AIM: Set down the data below from its first line to the line holding "const query = ref('Chess')", inclusive; omit all pictures.

SOURCE EXCERPT:

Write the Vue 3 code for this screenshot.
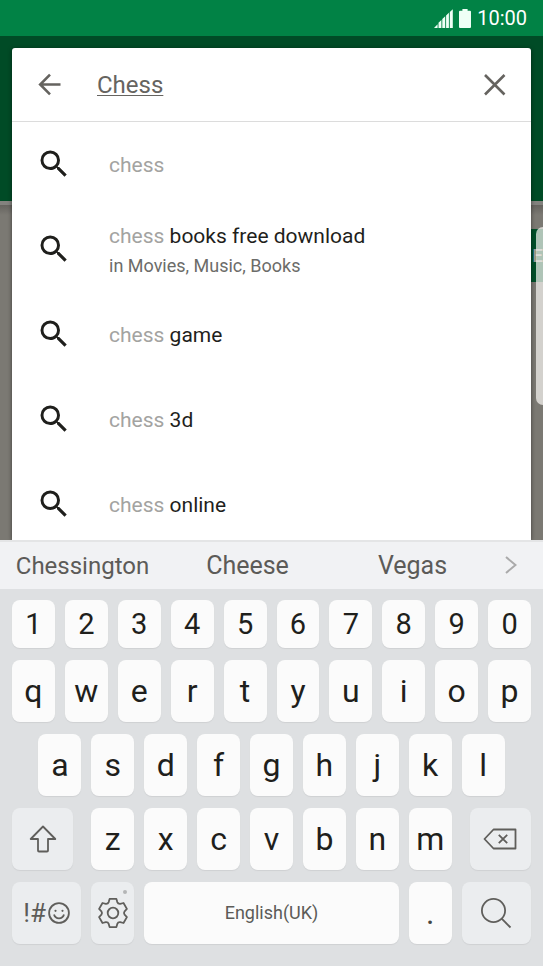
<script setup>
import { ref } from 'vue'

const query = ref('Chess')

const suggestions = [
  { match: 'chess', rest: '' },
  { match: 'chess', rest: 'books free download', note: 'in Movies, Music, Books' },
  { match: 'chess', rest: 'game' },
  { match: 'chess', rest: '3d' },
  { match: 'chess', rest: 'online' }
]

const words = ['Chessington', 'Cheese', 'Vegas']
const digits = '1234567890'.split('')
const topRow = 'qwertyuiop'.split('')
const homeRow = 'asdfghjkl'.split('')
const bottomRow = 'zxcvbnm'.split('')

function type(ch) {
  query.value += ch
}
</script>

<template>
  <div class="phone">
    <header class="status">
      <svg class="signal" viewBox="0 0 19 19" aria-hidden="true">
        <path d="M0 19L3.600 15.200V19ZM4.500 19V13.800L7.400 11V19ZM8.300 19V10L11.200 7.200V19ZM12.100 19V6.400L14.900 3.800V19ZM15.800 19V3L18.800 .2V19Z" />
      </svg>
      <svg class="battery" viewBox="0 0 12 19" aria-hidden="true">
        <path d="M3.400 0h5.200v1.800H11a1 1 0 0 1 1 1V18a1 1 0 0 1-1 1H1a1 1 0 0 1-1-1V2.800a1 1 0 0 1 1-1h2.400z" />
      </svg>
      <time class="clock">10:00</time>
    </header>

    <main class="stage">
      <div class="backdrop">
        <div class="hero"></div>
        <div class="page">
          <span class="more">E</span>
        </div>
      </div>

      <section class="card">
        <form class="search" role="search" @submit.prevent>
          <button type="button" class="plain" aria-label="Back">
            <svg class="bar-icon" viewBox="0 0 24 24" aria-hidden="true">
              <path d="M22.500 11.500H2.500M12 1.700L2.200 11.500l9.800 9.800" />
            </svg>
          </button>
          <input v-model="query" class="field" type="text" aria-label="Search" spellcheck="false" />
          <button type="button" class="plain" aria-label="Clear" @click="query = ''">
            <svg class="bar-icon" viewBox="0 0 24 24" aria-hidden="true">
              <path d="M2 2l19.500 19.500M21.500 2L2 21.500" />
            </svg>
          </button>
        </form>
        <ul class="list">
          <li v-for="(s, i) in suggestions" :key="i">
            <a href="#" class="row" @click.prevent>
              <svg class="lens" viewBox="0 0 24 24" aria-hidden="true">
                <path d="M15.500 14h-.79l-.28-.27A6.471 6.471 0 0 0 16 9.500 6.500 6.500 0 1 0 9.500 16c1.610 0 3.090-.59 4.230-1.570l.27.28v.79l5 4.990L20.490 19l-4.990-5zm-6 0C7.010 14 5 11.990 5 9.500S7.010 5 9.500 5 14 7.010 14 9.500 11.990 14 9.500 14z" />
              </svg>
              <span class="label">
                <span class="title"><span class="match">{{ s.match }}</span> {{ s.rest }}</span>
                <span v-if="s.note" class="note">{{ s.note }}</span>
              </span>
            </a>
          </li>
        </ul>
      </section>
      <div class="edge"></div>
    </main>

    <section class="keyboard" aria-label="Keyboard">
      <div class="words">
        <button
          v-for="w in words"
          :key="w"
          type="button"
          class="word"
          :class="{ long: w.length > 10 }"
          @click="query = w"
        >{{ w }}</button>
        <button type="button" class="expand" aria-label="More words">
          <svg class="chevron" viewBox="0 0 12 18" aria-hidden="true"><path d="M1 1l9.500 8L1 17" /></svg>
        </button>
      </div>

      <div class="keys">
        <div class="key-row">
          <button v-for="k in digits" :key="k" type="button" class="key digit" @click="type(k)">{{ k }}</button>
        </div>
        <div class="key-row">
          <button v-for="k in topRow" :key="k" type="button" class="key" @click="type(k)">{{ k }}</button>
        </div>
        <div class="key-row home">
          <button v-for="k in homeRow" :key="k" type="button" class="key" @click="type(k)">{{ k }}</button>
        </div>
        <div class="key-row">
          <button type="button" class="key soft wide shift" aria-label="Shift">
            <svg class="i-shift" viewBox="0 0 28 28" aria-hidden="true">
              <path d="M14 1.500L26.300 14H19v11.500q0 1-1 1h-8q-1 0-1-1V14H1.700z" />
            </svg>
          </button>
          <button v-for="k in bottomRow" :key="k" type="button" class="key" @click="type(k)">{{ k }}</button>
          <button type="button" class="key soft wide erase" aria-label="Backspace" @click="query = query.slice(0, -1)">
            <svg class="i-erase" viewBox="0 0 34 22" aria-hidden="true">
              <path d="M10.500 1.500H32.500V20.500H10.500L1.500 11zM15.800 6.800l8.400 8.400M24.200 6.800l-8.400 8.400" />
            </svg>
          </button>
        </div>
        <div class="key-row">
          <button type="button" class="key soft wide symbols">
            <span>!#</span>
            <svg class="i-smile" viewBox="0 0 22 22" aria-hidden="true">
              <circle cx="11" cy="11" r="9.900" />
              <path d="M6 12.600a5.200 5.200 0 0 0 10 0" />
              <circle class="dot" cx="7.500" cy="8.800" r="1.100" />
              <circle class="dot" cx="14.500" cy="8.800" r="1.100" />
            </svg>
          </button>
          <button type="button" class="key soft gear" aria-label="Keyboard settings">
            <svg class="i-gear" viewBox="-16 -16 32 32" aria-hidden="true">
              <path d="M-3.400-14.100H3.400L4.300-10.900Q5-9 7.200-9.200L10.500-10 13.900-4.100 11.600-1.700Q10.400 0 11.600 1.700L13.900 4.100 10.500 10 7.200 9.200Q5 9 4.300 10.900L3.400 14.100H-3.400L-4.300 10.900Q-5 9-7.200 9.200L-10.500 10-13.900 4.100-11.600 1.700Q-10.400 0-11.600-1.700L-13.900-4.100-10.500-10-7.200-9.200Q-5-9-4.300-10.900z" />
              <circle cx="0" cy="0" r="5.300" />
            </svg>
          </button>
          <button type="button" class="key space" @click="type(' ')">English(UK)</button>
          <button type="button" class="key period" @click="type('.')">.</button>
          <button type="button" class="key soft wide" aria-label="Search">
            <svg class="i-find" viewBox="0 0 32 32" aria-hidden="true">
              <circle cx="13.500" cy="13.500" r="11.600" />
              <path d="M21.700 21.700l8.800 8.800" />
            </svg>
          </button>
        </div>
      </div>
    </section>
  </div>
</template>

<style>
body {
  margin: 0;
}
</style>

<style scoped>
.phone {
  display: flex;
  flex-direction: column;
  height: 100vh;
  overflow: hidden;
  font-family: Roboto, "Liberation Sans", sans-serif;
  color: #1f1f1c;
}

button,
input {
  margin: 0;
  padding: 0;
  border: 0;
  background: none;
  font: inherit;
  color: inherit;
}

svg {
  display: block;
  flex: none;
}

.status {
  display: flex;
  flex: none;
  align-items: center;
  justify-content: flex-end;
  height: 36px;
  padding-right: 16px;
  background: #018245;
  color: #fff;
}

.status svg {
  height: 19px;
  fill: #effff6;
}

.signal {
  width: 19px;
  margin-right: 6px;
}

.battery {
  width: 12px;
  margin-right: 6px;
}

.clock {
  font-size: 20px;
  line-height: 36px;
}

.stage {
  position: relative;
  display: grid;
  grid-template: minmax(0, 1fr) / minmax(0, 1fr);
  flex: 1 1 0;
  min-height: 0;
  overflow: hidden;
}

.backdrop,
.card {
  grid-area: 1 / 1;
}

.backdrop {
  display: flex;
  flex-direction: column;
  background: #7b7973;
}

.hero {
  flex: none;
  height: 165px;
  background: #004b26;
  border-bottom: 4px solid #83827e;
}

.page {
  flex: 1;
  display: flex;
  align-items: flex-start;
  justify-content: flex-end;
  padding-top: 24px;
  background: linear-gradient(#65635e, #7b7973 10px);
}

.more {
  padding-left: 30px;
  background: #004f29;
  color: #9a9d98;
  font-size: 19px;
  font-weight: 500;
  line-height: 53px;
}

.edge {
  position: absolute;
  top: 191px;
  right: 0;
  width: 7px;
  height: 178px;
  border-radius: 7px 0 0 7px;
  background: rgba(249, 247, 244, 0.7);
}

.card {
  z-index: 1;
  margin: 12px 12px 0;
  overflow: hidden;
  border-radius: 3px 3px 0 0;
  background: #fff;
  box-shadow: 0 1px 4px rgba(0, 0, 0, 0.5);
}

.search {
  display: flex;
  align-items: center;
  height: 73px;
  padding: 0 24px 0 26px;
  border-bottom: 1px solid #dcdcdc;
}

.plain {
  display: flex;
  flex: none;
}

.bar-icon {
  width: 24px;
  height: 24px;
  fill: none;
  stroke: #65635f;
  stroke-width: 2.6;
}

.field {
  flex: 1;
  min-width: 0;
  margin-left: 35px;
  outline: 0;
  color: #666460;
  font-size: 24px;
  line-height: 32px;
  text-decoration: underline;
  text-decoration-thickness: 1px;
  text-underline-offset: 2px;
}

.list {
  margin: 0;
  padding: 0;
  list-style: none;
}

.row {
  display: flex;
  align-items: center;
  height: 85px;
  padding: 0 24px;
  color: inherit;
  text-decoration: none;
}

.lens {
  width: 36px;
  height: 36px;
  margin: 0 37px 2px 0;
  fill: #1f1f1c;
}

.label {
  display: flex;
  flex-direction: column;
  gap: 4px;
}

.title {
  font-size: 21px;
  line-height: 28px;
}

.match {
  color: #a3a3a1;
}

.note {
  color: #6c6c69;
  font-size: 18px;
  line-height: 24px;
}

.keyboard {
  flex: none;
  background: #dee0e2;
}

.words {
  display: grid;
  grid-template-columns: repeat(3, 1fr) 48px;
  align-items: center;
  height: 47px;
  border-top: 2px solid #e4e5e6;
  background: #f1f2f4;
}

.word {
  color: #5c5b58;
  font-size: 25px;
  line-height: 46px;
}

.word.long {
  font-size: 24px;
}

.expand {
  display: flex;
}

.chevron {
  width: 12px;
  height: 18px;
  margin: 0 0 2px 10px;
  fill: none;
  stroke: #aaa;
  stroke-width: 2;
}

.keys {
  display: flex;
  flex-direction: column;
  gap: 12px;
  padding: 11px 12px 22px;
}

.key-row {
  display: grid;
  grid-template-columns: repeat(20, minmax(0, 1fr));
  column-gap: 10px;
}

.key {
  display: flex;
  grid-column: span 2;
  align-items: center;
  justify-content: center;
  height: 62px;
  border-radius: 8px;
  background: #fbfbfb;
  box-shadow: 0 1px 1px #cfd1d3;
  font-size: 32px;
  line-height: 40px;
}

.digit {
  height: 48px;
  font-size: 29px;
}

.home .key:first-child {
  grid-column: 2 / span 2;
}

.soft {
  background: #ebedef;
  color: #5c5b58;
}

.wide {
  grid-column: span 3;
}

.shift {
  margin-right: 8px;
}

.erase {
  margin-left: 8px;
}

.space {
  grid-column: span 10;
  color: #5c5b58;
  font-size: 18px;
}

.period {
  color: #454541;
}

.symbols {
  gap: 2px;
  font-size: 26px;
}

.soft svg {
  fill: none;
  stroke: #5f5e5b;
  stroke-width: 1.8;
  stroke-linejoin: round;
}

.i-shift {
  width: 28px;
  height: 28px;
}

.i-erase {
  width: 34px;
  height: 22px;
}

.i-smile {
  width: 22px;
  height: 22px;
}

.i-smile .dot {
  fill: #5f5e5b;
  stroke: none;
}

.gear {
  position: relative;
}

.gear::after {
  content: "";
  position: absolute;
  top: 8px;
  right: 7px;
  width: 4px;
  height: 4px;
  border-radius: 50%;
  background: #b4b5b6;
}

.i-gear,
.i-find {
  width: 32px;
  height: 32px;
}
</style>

REPLY:
Write the Vue 3 code for this screenshot.
<script setup>
import { ref } from 'vue'

const query = ref('Chess')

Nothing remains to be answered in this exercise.